[BEGIN Given information]

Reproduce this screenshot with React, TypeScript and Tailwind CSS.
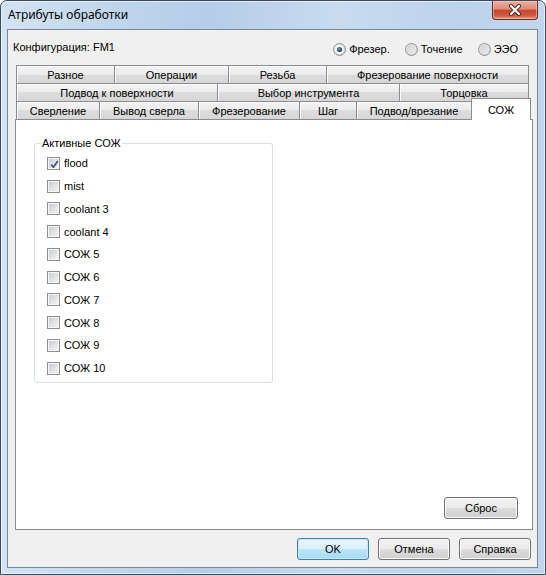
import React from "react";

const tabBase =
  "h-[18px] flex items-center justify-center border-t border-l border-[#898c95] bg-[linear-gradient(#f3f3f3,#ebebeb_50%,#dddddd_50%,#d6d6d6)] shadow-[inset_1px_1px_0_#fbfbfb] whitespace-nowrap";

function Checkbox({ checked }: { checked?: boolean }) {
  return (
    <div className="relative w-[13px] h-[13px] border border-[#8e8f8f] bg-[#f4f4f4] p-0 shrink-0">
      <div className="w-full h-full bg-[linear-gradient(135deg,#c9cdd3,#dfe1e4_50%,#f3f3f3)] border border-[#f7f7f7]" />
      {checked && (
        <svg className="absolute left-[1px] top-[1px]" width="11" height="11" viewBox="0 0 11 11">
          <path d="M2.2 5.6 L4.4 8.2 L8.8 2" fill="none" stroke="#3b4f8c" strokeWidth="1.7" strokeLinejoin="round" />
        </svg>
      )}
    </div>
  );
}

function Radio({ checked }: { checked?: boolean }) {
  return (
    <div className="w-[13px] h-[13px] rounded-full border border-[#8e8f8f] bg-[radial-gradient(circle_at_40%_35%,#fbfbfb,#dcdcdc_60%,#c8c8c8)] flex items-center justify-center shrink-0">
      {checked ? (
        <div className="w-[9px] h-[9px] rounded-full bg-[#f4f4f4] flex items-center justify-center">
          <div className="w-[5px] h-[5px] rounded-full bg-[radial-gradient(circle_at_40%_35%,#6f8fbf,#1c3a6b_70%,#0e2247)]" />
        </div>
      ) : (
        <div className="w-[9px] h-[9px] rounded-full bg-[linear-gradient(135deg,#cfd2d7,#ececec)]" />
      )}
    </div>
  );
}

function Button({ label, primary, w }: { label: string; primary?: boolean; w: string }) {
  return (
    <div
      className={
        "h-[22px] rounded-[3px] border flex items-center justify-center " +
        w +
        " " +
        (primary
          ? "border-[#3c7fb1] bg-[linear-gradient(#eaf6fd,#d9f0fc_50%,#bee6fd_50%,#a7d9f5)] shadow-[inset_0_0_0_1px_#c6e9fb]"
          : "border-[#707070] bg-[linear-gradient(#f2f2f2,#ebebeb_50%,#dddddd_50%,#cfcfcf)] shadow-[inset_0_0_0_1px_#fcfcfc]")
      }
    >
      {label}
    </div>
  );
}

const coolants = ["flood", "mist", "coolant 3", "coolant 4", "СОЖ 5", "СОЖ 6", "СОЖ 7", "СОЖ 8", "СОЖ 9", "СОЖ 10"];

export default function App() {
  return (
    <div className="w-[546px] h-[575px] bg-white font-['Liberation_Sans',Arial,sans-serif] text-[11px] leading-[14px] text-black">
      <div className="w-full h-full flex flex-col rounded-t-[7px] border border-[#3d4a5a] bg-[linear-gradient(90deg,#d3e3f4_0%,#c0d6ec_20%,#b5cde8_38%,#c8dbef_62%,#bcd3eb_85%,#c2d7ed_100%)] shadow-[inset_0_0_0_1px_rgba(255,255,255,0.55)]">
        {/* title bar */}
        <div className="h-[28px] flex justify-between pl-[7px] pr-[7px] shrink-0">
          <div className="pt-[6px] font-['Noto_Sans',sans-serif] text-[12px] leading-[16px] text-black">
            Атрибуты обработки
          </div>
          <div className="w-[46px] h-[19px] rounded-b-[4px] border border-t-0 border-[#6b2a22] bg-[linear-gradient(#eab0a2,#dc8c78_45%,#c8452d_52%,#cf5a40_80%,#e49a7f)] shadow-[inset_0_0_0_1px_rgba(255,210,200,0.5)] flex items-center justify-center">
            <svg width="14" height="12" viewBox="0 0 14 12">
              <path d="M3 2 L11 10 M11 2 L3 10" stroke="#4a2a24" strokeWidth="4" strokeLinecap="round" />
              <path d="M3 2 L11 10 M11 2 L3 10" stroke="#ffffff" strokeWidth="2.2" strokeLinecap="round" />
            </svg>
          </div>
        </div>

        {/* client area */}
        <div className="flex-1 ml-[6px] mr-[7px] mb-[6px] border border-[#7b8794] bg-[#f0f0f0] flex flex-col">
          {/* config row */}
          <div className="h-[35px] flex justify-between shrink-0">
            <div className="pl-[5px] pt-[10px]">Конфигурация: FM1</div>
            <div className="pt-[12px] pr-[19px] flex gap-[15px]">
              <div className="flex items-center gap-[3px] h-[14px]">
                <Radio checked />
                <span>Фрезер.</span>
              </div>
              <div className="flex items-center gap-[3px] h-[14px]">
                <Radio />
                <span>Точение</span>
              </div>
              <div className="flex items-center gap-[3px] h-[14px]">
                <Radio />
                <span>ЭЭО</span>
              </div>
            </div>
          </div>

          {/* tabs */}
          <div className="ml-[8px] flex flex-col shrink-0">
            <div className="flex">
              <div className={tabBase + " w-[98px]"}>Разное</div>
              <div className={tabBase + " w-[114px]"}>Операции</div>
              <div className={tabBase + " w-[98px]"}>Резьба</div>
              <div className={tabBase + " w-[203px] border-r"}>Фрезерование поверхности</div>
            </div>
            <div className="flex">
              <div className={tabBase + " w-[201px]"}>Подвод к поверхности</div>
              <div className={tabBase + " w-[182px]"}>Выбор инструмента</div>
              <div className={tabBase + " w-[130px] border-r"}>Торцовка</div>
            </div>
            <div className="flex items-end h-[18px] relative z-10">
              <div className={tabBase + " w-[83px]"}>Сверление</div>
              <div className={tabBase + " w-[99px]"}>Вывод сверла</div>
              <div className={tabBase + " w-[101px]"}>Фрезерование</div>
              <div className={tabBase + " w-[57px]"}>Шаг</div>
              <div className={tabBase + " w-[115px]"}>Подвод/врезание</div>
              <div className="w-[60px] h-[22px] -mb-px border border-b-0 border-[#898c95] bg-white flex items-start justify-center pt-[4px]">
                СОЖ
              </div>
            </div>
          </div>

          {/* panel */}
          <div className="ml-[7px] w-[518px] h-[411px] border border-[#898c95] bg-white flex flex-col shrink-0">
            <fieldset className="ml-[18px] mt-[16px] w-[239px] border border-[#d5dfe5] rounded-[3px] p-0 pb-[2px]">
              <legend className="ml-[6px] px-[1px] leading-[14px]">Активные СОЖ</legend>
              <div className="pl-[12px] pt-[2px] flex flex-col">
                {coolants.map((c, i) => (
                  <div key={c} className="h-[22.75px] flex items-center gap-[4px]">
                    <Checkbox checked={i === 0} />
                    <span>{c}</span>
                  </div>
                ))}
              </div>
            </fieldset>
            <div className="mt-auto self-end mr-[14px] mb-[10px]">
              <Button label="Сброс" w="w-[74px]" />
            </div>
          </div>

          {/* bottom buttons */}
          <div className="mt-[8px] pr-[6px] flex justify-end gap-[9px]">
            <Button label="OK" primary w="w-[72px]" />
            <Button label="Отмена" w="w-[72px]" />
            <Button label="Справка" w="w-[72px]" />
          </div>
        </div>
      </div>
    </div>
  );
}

[END Given information]

Description of the task => Transcribe the full listing above exactly as it stands, minus the pictures.

Solution =>
Reproduce this screenshot with React, TypeScript and Tailwind CSS.
import React from "react";

const tabBase =
  "h-[18px] flex items-center justify-center border-t border-l border-[#898c95] bg-[linear-gradient(#f3f3f3,#ebebeb_50%,#dddddd_50%,#d6d6d6)] shadow-[inset_1px_1px_0_#fbfbfb] whitespace-nowrap";

function Checkbox({ checked }: { checked?: boolean }) {
  return (
    <div className="relative w-[13px] h-[13px] border border-[#8e8f8f] bg-[#f4f4f4] p-0 shrink-0">
      <div className="w-full h-full bg-[linear-gradient(135deg,#c9cdd3,#dfe1e4_50%,#f3f3f3)] border border-[#f7f7f7]" />
      {checked && (
        <svg className="absolute left-[1px] top-[1px]" width="11" height="11" viewBox="0 0 11 11">
          <path d="M2.2 5.6 L4.4 8.2 L8.8 2" fill="none" stroke="#3b4f8c" strokeWidth="1.7" strokeLinejoin="round" />
        </svg>
      )}
    </div>
  );
}

function Radio({ checked }: { checked?: boolean }) {
  return (
    <div className="w-[13px] h-[13px] rounded-full border border-[#8e8f8f] bg-[radial-gradient(circle_at_40%_35%,#fbfbfb,#dcdcdc_60%,#c8c8c8)] flex items-center justify-center shrink-0">
      {checked ? (
        <div className="w-[9px] h-[9px] rounded-full bg-[#f4f4f4] flex items-center justify-center">
          <div className="w-[5px] h-[5px] rounded-full bg-[radial-gradient(circle_at_40%_35%,#6f8fbf,#1c3a6b_70%,#0e2247)]" />
        </div>
      ) : (
        <div className="w-[9px] h-[9px] rounded-full bg-[linear-gradient(135deg,#cfd2d7,#ececec)]" />
      )}
    </div>
  );
}

function Button({ label, primary, w }: { label: string; primary?: boolean; w: string }) {
  return (
    <div
      className={
        "h-[22px] rounded-[3px] border flex items-center justify-center " +
        w +
        " " +
        (primary
          ? "border-[#3c7fb1] bg-[linear-gradient(#eaf6fd,#d9f0fc_50%,#bee6fd_50%,#a7d9f5)] shadow-[inset_0_0_0_1px_#c6e9fb]"
          : "border-[#707070] bg-[linear-gradient(#f2f2f2,#ebebeb_50%,#dddddd_50%,#cfcfcf)] shadow-[inset_0_0_0_1px_#fcfcfc]")
      }
    >
      {label}
    </div>
  );
}

const coolants = ["flood", "mist", "coolant 3", "coolant 4", "СОЖ 5", "СОЖ 6", "СОЖ 7", "СОЖ 8", "СОЖ 9", "СОЖ 10"];

export default function App() {
  return (
    <div className="w-[546px] h-[575px] bg-white font-['Liberation_Sans',Arial,sans-serif] text-[11px] leading-[14px] text-black">
      <div className="w-full h-full flex flex-col rounded-t-[7px] border border-[#3d4a5a] bg-[linear-gradient(90deg,#d3e3f4_0%,#c0d6ec_20%,#b5cde8_38%,#c8dbef_62%,#bcd3eb_85%,#c2d7ed_100%)] shadow-[inset_0_0_0_1px_rgba(255,255,255,0.55)]">
        {/* title bar */}
        <div className="h-[28px] flex justify-between pl-[7px] pr-[7px] shrink-0">
          <div className="pt-[6px] font-['Noto_Sans',sans-serif] text-[12px] leading-[16px] text-black">
            Атрибуты обработки
          </div>
          <div className="w-[46px] h-[19px] rounded-b-[4px] border border-t-0 border-[#6b2a22] bg-[linear-gradient(#eab0a2,#dc8c78_45%,#c8452d_52%,#cf5a40_80%,#e49a7f)] shadow-[inset_0_0_0_1px_rgba(255,210,200,0.5)] flex items-center justify-center">
            <svg width="14" height="12" viewBox="0 0 14 12">
              <path d="M3 2 L11 10 M11 2 L3 10" stroke="#4a2a24" strokeWidth="4" strokeLinecap="round" />
              <path d="M3 2 L11 10 M11 2 L3 10" stroke="#ffffff" strokeWidth="2.2" strokeLinecap="round" />
            </svg>
          </div>
        </div>

        {/* client area */}
        <div className="flex-1 ml-[6px] mr-[7px] mb-[6px] border border-[#7b8794] bg-[#f0f0f0] flex flex-col">
          {/* config row */}
          <div className="h-[35px] flex justify-between shrink-0">
            <div className="pl-[5px] pt-[10px]">Конфигурация: FM1</div>
            <div className="pt-[12px] pr-[19px] flex gap-[15px]">
              <div className="flex items-center gap-[3px] h-[14px]">
                <Radio checked />
                <span>Фрезер.</span>
              </div>
              <div className="flex items-center gap-[3px] h-[14px]">
                <Radio />
                <span>Точение</span>
              </div>
              <div className="flex items-center gap-[3px] h-[14px]">
                <Radio />
                <span>ЭЭО</span>
              </div>
            </div>
          </div>

          {/* tabs */}
          <div className="ml-[8px] flex flex-col shrink-0">
            <div className="flex">
              <div className={tabBase + " w-[98px]"}>Разное</div>
              <div className={tabBase + " w-[114px]"}>Операции</div>
              <div className={tabBase + " w-[98px]"}>Резьба</div>
              <div className={tabBase + " w-[203px] border-r"}>Фрезерование поверхности</div>
            </div>
            <div className="flex">
              <div className={tabBase + " w-[201px]"}>Подвод к поверхности</div>
              <div className={tabBase + " w-[182px]"}>Выбор инструмента</div>
              <div className={tabBase + " w-[130px] border-r"}>Торцовка</div>
            </div>
            <div className="flex items-end h-[18px] relative z-10">
              <div className={tabBase + " w-[83px]"}>Сверление</div>
              <div className={tabBase + " w-[99px]"}>Вывод сверла</div>
              <div className={tabBase + " w-[101px]"}>Фрезерование</div>
              <div className={tabBase + " w-[57px]"}>Шаг</div>
              <div className={tabBase + " w-[115px]"}>Подвод/врезание</div>
              <div className="w-[60px] h-[22px] -mb-px border border-b-0 border-[#898c95] bg-white flex items-start justify-center pt-[4px]">
                СОЖ
              </div>
            </div>
          </div>

          {/* panel */}
          <div className="ml-[7px] w-[518px] h-[411px] border border-[#898c95] bg-white flex flex-col shrink-0">
            <fieldset className="ml-[18px] mt-[16px] w-[239px] border border-[#d5dfe5] rounded-[3px] p-0 pb-[2px]">
              <legend className="ml-[6px] px-[1px] leading-[14px]">Активные СОЖ</legend>
              <div className="pl-[12px] pt-[2px] flex flex-col">
                {coolants.map((c, i) => (
                  <div key={c} className="h-[22.75px] flex items-center gap-[4px]">
                    <Checkbox checked={i === 0} />
                    <span>{c}</span>
                  </div>
                ))}
              </div>
            </fieldset>
            <div className="mt-auto self-end mr-[14px] mb-[10px]">
              <Button label="Сброс" w="w-[74px]" />
            </div>
          </div>

          {/* bottom buttons */}
          <div className="mt-[8px] pr-[6px] flex justify-end gap-[9px]">
            <Button label="OK" primary w="w-[72px]" />
            <Button label="Отмена" w="w-[72px]" />
            <Button label="Справка" w="w-[72px]" />
          </div>
        </div>
      </div>
    </div>
  );
}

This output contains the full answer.